Windows x64, a story about porting

July 14th, 2011

We’ve finished a “port” of one of our larger Windows/Linux projects from Visual Studio 2003, to Visual Studio 2010(sp1) in order to create a Windows x64 version.

We had stayed with Visual Studio 2003 due to the performance advantage.  Visual Studio 2005, and 2008 both generated slower binaries.  Also, we were required to maintain support for Windows 98 and 2000!

Now we’re finally biting the bullet and saying that Windows XP(SP3) (or XPx64 SP2) is the minimum supported platform.

Performance Numbers for our “rule of thumb” benchmark:

  • Visual Studio 2003 (x86)
    • Time: 117.497235 ms
    • Time: 1136.909457 ms
    • Time: 126.083901 ms
    • Time: 1133.747273 ms
  • Visual Studio 2010 (x86) with PGO
    • Time: 112.262443 ms
    • Time: 893.446397 ms
    • Time: 129.282765 ms
    • Time: 882.757780 ms
  • Visual Studio 2010 (x64) with PGO
    • Time: 108.315252 ms
    • Time: 880.750309 ms
    • Time: 137.448487 ms
    • Time: 885.515196 ms

Without PGO, the execution times for Visual Studio 2010 are 25% longer.  So, PGO is well worth doing!

How we did the port

The process itself was fairly painless.  We started by updating all out 3rd party libraries: boost, Qt, etc.  Then we converted each of our projects to VS2010.  After converting them, we reviewed the project files to ensure that we understood each and every setting that was being applied.  This seemed to be the longest part of the process!

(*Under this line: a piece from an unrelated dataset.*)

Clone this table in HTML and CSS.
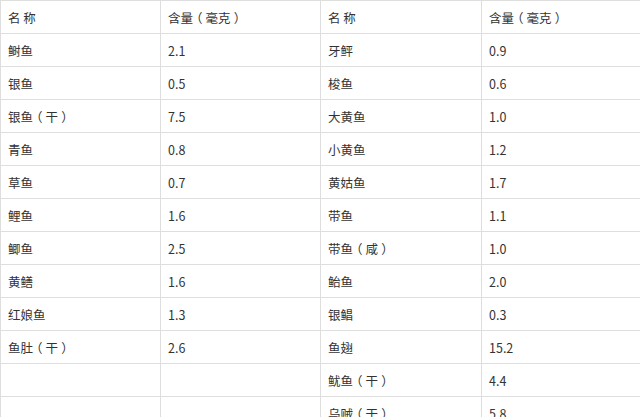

We did think about using qmake to abstract the build process another level.  The rewards just didn’t outweigh the effort.  We have a set of makefiles for Linux already, and we’re stuck with VS2010 for the conceivable future.

After the x86 projects were converted, we built and fixed a handful of issues from VS2003 being a bit more forgiving than VS2010.  We also added a number of #pragma’s around code blocks to prevent warnings that were understood, but not wanted.  

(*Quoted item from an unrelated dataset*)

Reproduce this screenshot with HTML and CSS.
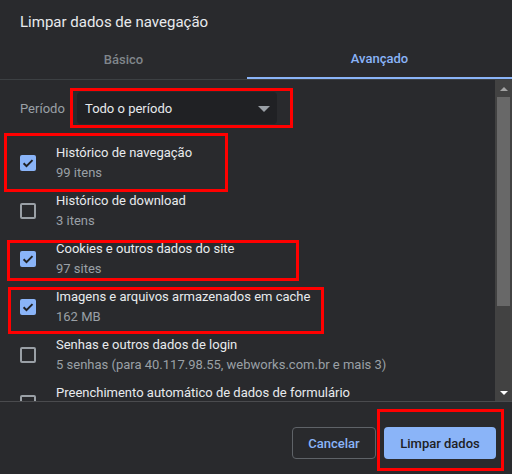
FILE: index.html
```html
<!DOCTYPE html>
<html lang="pt-BR">
<head>
<meta charset="utf-8">
<title>Limpar dados de navegação</title>
<link rel="stylesheet" href="styles.css">
</head>
<body>
<div class="dialog">
  <div class="title">Limpar dados de navegação</div>
  <div class="tabs">
    <div class="tab">Básico</div>
    <div class="tab active">Avançado</div>
  </div>
  <div class="body">
    <div class="content">
      <div class="period">
        <span class="period-label">Período</span>
        <div class="select">
          <span>Todo o período</span>
          <span class="caret"></span>
        </div>
      </div>
      <div class="rows">
        <div class="row">
          <span class="cb checked"><svg viewBox="0 0 16 16" width="16" height="16"><path d="M3.6 8.2l2.9 2.9 6-6" fill="none" stroke="#202124" stroke-width="2"/></svg></span>
          <div class="text"><div class="t1">Histórico de navegação</div><div class="t2">99 itens</div></div>
        </div>
        <div class="row">
          <span class="cb"></span>
          <div class="text"><div class="t1">Histórico de download</div><div class="t2">3 itens</div></div>
        </div>
        <div class="row">
          <span class="cb checked"><svg viewBox="0 0 16 16" width="16" height="16"><path d="M3.6 8.2l2.9 2.9 6-6" fill="none" stroke="#202124" stroke-width="2"/></svg></span>
          <div class="text"><div class="t1">Cookies e outros dados do site</div><div class="t2">97 sites</div></div>
        </div>
        <div class="row">
          <span class="cb checked"><svg viewBox="0 0 16 16" width="16" height="16"><path d="M3.6 8.2l2.9 2.9 6-6" fill="none" stroke="#202124" stroke-width="2"/></svg></span>
          <div class="text"><div class="t1">Imagens e arquivos armazenados em cache</div><div class="t2">162 MB</div></div>
        </div>
        <div class="row">
          <span class="cb"></span>
          <div class="text"><div class="t1">Senhas e outros dados de login</div><div class="t2">5 senhas (para 40.117.98.55, webworks.com.br e mais 3)</div></div>
        </div>
        <div class="row">
          <span class="cb"></span>
          <div class="text"><div class="t1">Preenchimento automático de dados de formulário</div><div class="t2">&nbsp;</div></div>
        </div>
      </div>
    </div>
    <div class="scrollbar">
      <div class="arrow up"></div>
      <div class="thumb-track"><div class="thumb"></div></div>
      <div class="arrow down"></div>
    </div>
  </div>
  <div class="footer">
    <button class="btn cancel">Cancelar</button>
    <button class="btn primary">Limpar dados</button>
  </div>
</div>
<div class="mark m1"></div>
<div class="mark m2"></div>
<div class="mark m3"></div>
<div class="mark m4"></div>
<div class="mark m5"></div>
</body>
</html>
```

FILE: styles.css
```css
html, body {
  margin: 0;
  padding: 0;
}
body {
  width: 512px;
  height: 474px;
  background: #292a2d;
  font-family: Roboto, "Liberation Sans", sans-serif;
  color: #e8eaed;
  overflow: hidden;
  position: relative;
}
.dialog {
  display: flex;
  flex-direction: column;
  height: 474px;
}
.title {
  padding: 12px 20px 6px;
  font-size: 15px;
  line-height: 20px;
  color: #e8eaed;
}
.tabs {
  display: grid;
  grid-template-columns: 247px 1fr;
  border-bottom: 1px solid #3c4043;
}
.tab {
  height: 41px;
  box-sizing: border-box;
  display: flex;
  align-items: center;
  justify-content: center;
  font-size: 13px;
  font-weight: 500;
  color: #80868b;
  padding-top: 1px;
}
.tab.active {
  color: #8ab4f8;
  border-bottom: 2px solid #8ab4f8;
  padding-bottom: 0;
  padding-top: 2px;
}
.body {
  height: 321px;
  display: flex;
  border-bottom: 1px solid #4a4b4e;
  overflow: hidden;
}
.content {
  flex: 1;
  padding-top: 12px;
  overflow: hidden;
}
.period {
  display: flex;
  align-items: center;
  height: 32px;
  padding-left: 20px;
}
.period-label {
  width: 57px;
  font-size: 13px;
  color: #9aa0a6;
}
.select {
  width: 200px;
  height: 32px;
  box-sizing: border-box;
  background: #202124;
  border-radius: 4px;
  display: flex;
  align-items: center;
  justify-content: space-between;
  padding: 0 7px 0 8px;
  font-size: 13px;
  color: #e8eaed;
}
.caret {
  width: 0;
  height: 0;
  border-left: 6px solid transparent;
  border-right: 6px solid transparent;
  border-top: 6px solid #9aa0a6;
  margin-top: 1px;
}
.rows {
  margin-top: 15px;
}
.row {
  height: 48px;
  display: flex;
  align-items: center;
  padding-left: 20px;
  gap: 20px;
}
.cb {
  width: 16px;
  height: 16px;
  box-sizing: border-box;
  border: 2px solid #9aa0a6;
  border-radius: 2px;
  flex: none;
  position: relative;
}
.cb.checked {
  border: none;
  background: #8ab4f8;
}
.cb svg {
  display: block;
}
.text {
  font-size: 13px;
  line-height: 20px;
  white-space: nowrap;
}
.t1 {
  color: #e8eaed;
}
.t2 {
  color: #9aa0a6;
}
.scrollbar {
  width: 17px;
  flex: none;
  background: #424242;
  display: flex;
  flex-direction: column;
}
.arrow {
  height: 17px;
  display: flex;
  align-items: center;
  justify-content: center;
}
.arrow.up::before {
  content: "";
  border-left: 4px solid transparent;
  border-right: 4px solid transparent;
  border-bottom: 4px solid #a3a3a3;
}
.arrow.down::before {
  content: "";
  border-left: 4px solid transparent;
  border-right: 4px solid transparent;
  border-top: 4px solid #ffffff;
}
.thumb-track {
  flex: 1;
  padding: 0 2px;
}
.thumb {
  height: 209px;
  background: #686868;
}
.footer {
  flex: 1;
  display: flex;
  justify-content: flex-end;
  align-items: flex-start;
  gap: 8px;
  padding: 25px 16px 0;
}
.btn {
  height: 32px;
  box-sizing: border-box;
  border-radius: 4px;
  font-family: Roboto, "Liberation Sans", sans-serif;
  font-size: 13px;
  font-weight: 500;
  padding: 0;
  cursor: pointer;
}
.cancel {
  width: 84px;
  background: transparent;
  border: 1px solid #5f6368;
  color: #8ab4f8;
}
.primary {
  width: 112px;
  background: #8ab4f8;
  border: none;
  color: #202124;
}
.mark {
  position: absolute;
  box-sizing: border-box;
  border: 3px solid #ff0000;
}
.m1 { left: 70px; top: 88px; width: 223px; height: 40px; }
.m2 { left: 4px; top: 133px; width: 224px; height: 59px; }
.m3 { left: 7px; top: 240px; width: 292px; height: 41px; }
.m4 { left: 8px; top: 287px; width: 316px; height: 47px; }
.m5 { left: 377px; top: 409px; width: 127px; height: 62px; }
```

Adding a x64 Target was accomplished by several clicks, followed by another trip through the project files. 

Building the x64 version ended up being fairly painless.  We had to replace some x86 assembly:

align 16
    public  _AFTOL@8
_AFTOL@8:
    fld     qword ptr FVAL
    fistp   dword ptr IVAL
    mov     eax, IVAL
    ret     RETSIZE

inline int iFTOL(double d)
{
    return _mm_cvttsd_si32(_mm_load_sd(&d));
}

We also discovered that fopen() under VS2010 is much more strict than fopen() under VS2003 (unit tests are worth their weight in gold).  Yes we still use FILE’s, our testing shows that they are faster than HANDLE’s for file IO (likely because they buffer in User mode memory).

The entire process was fairly easy, but also time consuming.  Our codebase is over 1 MLOC.  From start to beta was 6 man weeks including unit testing, manual testing, and building the PGO scripts.

The wisdom I can pass along is to plan your port, take your time, and invest in unit tests.